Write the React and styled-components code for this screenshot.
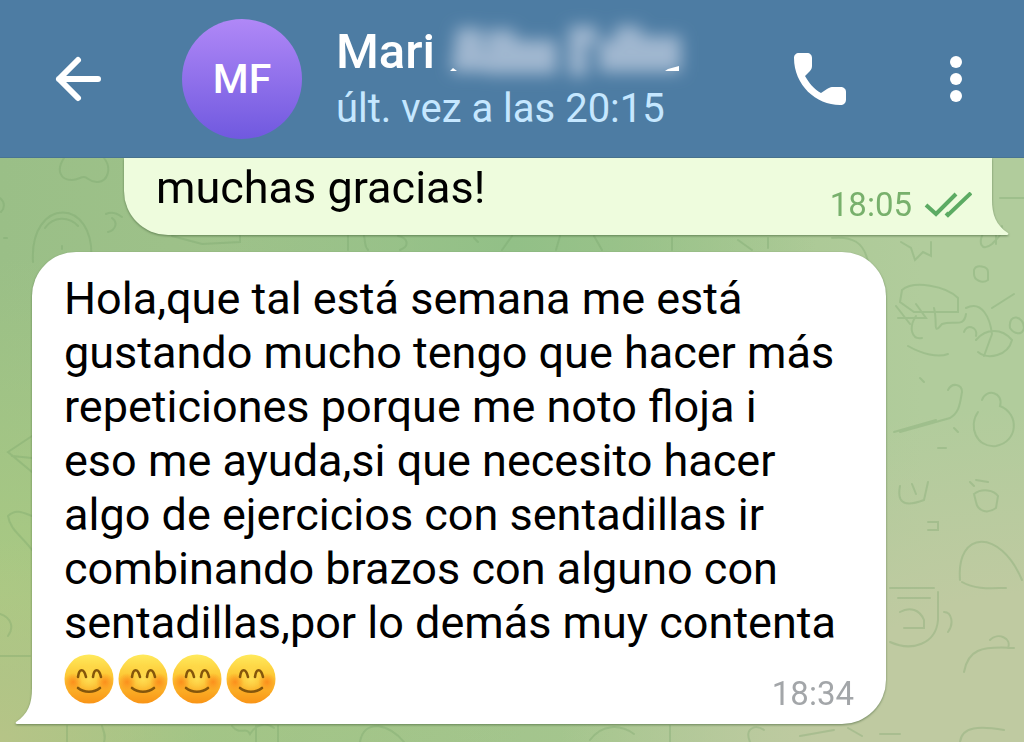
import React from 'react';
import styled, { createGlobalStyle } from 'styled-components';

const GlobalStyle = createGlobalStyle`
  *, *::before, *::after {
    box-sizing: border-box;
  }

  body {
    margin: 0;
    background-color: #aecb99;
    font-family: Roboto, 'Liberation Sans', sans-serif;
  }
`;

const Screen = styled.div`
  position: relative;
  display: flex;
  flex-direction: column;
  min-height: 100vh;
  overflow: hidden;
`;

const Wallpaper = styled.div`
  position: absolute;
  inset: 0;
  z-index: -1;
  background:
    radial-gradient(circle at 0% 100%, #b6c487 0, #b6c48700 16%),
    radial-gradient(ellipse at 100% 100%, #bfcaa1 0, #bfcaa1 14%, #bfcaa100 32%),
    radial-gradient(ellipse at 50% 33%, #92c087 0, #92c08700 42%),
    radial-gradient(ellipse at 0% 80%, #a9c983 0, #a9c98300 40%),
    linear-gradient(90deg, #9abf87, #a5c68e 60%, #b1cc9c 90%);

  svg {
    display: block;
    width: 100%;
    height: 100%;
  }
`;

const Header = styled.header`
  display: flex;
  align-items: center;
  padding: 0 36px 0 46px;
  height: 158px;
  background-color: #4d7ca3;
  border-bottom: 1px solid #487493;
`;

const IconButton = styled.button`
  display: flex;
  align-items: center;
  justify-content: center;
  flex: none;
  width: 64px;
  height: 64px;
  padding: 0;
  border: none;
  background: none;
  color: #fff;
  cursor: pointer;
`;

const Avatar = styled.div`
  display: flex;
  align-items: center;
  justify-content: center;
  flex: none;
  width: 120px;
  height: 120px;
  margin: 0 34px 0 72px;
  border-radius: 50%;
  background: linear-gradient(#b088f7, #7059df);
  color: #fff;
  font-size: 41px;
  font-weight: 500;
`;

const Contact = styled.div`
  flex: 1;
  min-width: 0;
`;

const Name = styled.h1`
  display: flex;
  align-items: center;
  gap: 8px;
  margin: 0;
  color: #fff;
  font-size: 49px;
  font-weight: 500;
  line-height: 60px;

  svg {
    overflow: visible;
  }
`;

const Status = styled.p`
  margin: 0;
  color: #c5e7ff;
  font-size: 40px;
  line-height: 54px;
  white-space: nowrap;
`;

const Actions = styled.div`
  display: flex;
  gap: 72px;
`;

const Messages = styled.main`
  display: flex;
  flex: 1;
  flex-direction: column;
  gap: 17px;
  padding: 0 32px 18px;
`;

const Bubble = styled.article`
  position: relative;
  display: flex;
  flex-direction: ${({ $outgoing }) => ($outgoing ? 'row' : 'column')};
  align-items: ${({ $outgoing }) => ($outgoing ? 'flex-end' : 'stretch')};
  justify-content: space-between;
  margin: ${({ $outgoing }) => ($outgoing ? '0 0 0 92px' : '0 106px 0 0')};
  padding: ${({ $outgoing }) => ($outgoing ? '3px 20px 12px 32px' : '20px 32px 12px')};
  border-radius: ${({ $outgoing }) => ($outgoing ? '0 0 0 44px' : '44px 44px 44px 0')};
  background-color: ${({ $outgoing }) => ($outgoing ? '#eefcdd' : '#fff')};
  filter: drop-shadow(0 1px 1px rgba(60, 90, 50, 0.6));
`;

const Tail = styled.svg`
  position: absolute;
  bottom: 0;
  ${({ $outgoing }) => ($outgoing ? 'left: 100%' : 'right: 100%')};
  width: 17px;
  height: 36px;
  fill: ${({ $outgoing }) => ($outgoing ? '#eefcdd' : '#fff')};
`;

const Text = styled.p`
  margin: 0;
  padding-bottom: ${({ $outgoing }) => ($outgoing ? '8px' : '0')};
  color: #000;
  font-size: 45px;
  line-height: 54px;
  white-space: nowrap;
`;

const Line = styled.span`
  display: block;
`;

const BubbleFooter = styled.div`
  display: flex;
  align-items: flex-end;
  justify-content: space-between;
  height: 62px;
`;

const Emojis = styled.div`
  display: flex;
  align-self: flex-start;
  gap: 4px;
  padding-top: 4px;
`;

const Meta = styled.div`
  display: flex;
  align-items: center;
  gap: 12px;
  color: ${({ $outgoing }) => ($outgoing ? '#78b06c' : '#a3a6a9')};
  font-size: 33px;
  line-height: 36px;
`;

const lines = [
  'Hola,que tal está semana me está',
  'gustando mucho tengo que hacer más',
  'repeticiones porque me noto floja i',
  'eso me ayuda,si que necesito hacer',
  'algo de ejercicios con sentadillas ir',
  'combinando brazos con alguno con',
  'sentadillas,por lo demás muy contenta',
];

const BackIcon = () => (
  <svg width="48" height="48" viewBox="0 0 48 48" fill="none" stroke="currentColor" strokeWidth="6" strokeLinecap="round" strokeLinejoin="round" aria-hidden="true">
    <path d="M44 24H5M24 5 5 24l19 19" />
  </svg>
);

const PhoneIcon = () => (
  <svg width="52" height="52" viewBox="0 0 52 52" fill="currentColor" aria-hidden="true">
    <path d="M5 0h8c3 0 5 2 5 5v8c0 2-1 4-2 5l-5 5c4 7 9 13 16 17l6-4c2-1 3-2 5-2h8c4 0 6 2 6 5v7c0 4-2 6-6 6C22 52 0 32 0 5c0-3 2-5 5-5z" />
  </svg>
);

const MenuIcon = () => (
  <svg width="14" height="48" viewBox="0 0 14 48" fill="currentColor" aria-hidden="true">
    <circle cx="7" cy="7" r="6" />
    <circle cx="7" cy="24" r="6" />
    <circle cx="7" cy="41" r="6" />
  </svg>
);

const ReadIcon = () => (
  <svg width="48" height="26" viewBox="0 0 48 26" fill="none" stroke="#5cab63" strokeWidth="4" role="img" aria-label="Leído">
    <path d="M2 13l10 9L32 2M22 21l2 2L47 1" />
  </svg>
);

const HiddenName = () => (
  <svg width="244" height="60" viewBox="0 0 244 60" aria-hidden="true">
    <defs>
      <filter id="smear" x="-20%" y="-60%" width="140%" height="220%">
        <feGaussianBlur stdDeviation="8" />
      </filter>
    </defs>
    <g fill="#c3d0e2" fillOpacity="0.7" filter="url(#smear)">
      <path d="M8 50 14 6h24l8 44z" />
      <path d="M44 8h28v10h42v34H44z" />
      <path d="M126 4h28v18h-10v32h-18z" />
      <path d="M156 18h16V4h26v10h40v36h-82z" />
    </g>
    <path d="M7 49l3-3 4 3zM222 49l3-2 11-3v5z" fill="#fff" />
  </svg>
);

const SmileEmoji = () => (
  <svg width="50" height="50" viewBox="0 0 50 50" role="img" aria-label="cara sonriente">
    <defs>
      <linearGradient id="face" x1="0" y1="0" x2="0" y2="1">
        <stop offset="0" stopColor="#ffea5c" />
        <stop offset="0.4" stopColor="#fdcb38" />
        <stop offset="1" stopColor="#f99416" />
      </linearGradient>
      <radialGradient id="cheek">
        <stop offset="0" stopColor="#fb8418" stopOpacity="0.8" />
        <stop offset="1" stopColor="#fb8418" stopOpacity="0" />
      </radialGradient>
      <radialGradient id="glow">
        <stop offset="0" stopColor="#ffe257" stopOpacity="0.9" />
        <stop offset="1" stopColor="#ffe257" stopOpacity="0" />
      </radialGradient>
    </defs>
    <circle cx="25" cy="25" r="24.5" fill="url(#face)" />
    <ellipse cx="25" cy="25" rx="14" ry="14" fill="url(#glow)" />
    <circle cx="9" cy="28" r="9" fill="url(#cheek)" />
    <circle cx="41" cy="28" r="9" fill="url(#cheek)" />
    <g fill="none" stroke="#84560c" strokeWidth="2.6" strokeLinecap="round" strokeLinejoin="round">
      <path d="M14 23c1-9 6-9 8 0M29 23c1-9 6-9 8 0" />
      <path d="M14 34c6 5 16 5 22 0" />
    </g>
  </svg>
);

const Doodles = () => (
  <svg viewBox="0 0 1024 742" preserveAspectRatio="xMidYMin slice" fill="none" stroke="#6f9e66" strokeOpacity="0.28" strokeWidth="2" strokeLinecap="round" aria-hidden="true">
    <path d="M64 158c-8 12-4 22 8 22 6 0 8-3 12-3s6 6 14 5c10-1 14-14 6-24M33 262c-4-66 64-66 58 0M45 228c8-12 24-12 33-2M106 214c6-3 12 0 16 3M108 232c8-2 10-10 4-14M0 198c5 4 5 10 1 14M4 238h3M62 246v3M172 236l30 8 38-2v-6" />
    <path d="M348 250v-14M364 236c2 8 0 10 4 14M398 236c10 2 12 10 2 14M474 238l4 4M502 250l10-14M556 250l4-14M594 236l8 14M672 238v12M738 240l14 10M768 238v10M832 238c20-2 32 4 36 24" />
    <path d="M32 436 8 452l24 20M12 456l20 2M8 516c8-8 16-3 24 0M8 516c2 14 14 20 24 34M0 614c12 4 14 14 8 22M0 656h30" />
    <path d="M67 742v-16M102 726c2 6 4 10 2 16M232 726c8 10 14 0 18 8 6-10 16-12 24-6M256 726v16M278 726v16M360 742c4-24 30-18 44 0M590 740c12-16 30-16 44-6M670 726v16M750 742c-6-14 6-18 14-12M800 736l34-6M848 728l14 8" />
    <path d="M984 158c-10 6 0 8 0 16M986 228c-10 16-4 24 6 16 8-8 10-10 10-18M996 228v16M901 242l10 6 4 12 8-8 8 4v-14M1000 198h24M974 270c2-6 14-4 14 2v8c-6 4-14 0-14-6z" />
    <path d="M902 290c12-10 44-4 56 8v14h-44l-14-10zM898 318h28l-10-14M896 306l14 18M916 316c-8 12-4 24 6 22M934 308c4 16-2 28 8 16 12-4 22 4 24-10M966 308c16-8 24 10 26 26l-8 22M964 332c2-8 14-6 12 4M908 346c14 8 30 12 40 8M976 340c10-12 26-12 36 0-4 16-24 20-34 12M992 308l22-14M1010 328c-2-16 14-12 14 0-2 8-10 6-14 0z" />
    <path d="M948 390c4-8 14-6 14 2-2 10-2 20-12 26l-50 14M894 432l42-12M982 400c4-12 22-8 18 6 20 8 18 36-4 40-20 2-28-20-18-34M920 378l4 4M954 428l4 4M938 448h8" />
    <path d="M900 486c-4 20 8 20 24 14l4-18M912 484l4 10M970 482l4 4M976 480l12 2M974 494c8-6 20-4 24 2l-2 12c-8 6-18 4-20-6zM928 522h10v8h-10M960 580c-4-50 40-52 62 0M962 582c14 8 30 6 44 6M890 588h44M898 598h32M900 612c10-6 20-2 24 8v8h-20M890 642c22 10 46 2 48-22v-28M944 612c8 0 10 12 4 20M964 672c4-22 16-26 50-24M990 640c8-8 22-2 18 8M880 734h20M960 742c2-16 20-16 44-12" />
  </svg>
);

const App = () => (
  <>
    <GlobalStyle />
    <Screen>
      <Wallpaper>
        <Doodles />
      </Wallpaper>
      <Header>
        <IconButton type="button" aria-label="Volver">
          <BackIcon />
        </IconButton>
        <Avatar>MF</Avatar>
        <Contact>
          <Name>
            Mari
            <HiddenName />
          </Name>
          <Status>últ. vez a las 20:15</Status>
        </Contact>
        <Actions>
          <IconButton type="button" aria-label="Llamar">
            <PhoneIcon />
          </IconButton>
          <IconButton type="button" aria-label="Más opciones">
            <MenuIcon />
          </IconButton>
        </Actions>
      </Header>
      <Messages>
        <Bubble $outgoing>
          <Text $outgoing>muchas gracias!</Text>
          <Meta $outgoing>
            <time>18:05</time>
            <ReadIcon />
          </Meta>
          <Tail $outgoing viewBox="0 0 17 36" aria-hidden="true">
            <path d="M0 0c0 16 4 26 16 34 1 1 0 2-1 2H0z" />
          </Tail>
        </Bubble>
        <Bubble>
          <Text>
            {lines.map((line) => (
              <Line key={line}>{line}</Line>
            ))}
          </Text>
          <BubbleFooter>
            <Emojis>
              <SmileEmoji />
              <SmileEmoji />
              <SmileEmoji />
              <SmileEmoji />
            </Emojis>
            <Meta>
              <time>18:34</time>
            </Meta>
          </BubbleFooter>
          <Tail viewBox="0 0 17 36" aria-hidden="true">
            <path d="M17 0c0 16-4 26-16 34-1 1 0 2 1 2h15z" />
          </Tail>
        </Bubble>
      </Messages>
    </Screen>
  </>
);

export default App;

| TASK DETAILS |
Leave out any pictures and return exactly the lines from the beginning of the data through the line with "linear-gradient(90deg, #9abf87, #a5c68e", inclusive.

| TASK ANSWER |
Write the React and styled-components code for this screenshot.
import React from 'react';
import styled, { createGlobalStyle } from 'styled-components';

const GlobalStyle = createGlobalStyle`
  *, *::before, *::after {
    box-sizing: border-box;
  }

  body {
    margin: 0;
    background-color: #aecb99;
    font-family: Roboto, 'Liberation Sans', sans-serif;
  }
`;

const Screen = styled.div`
  position: relative;
  display: flex;
  flex-direction: column;
  min-height: 100vh;
  overflow: hidden;
`;

const Wallpaper = styled.div`
  position: absolute;
  inset: 0;
  z-index: -1;
  background:
    radial-gradient(circle at 0% 100%, #b6c487 0, #b6c48700 16%),
    radial-gradient(ellipse at 100% 100%, #bfcaa1 0, #bfcaa1 14%, #bfcaa100 32%),
    radial-gradient(ellipse at 50% 33%, #92c087 0, #92c08700 42%),
    radial-gradient(ellipse at 0% 80%, #a9c983 0, #a9c98300 40%),
    linear-gradient(90deg, #9abf87, #a5c68e 60%, #b1cc9c 90%);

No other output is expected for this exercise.